From Strange Attractor Press, whose imprint includes Phil Baker’s excellent biography Austin Osman Spare, comes this announcement of an interesting new publication concerning the celebrated British artist and magician:
In the Spring of 2013 a 78-card, hand-painted tarot deck created c.1906 by the mystic and artist Austin Osman Spare, was identified within the collections of The Magic Circle Museum in London.
Austin Spare’s life-long interest in cartomancy is well documented, yet very few of his own fortune-telling cards were thought to have survived. This compelling new example of the artist’s early work demonstrates his precocious involvement with the currents that shaped the British Occult Revival at the beginning of 20th century, and his interactions with some of the period’s lesser-known protagonists.
Magic Circle Museum curator and artist Jonathan Allen immediately recognised that Spare’s cards were not only art-historically significant, but also entirely unknown outside of The Magic Circle’s collections, and set about tracing the deck’s provenance, its place in the artist’s oeuvre and within the wider histories of cartomancy.
Lost Envoy reproduces Austin Spare’s tarot deck in its entirety for the first time, alongside new written and visual contributions from Jonathan Allen, Phil Baker, Helen Farley, Alan Moore, Kevin O’Neill, Sally O’Reilly and Gavin Semple.
Published by Strange Attractor Press in association with The Magic Circle, and supported by Arts Council England. Designed by Frazer Muggeridge Studios, London.
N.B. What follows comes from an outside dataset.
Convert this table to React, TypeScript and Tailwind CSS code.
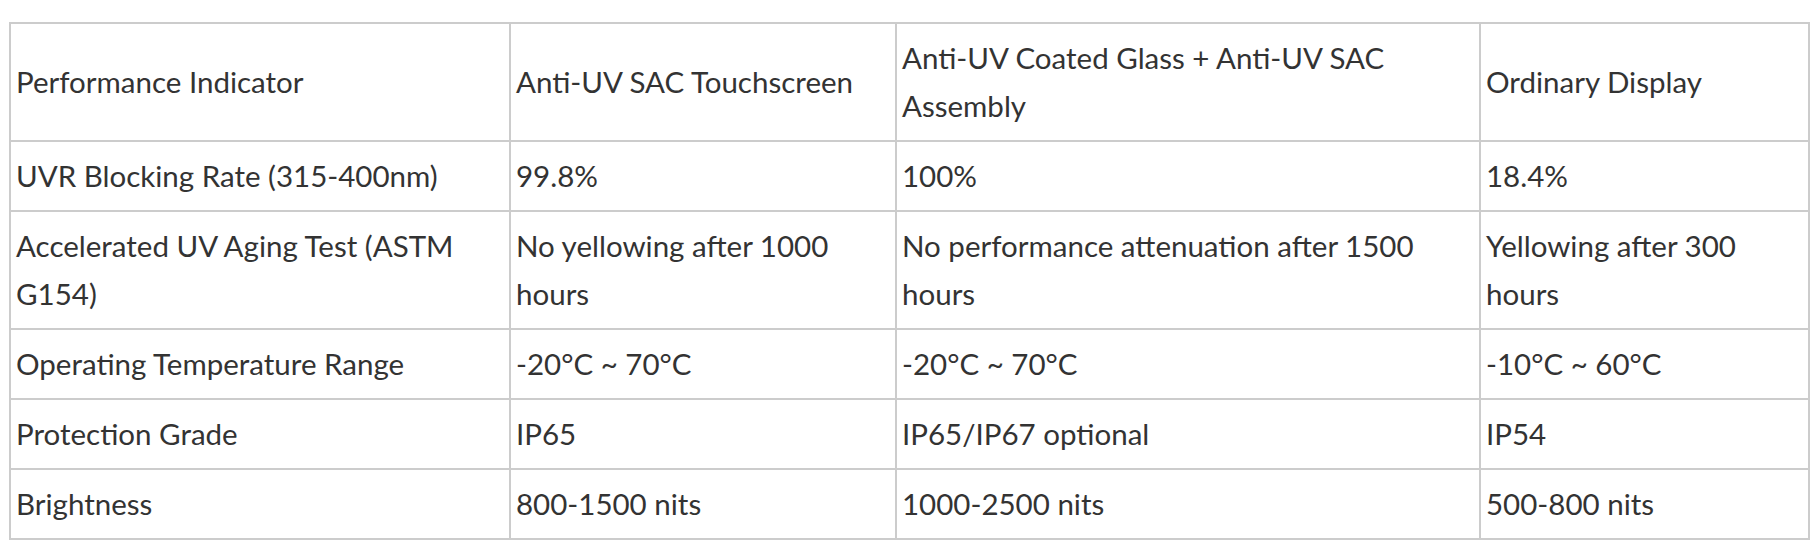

Expected publication date: Winter 2015.
Why This Is Exciting: Estimated to have been painted around 1906–i.e. when the artist was just twenty years old–this deck coincides with Spare holding his earliest exhibitions (Bruton Galleries, 1907) and publishing his first books, Earth Inferno (1905) and A Book of Satyrs (1907). These Tarot cards predate, however, the more fully-realized ideas expressed in The Book of Pleasure (1913), The Focus of Life (1921) and Anathema of Zos (1927). They also predate Austin Spare’s involvement in A.’.A.’. and his contributions to the first issue of Crowley’s Equinox (spring 1909). As such, this publication could provide valuable new insights into the young artist’s direction and interests prior to the moments of his adult career for which he is best known.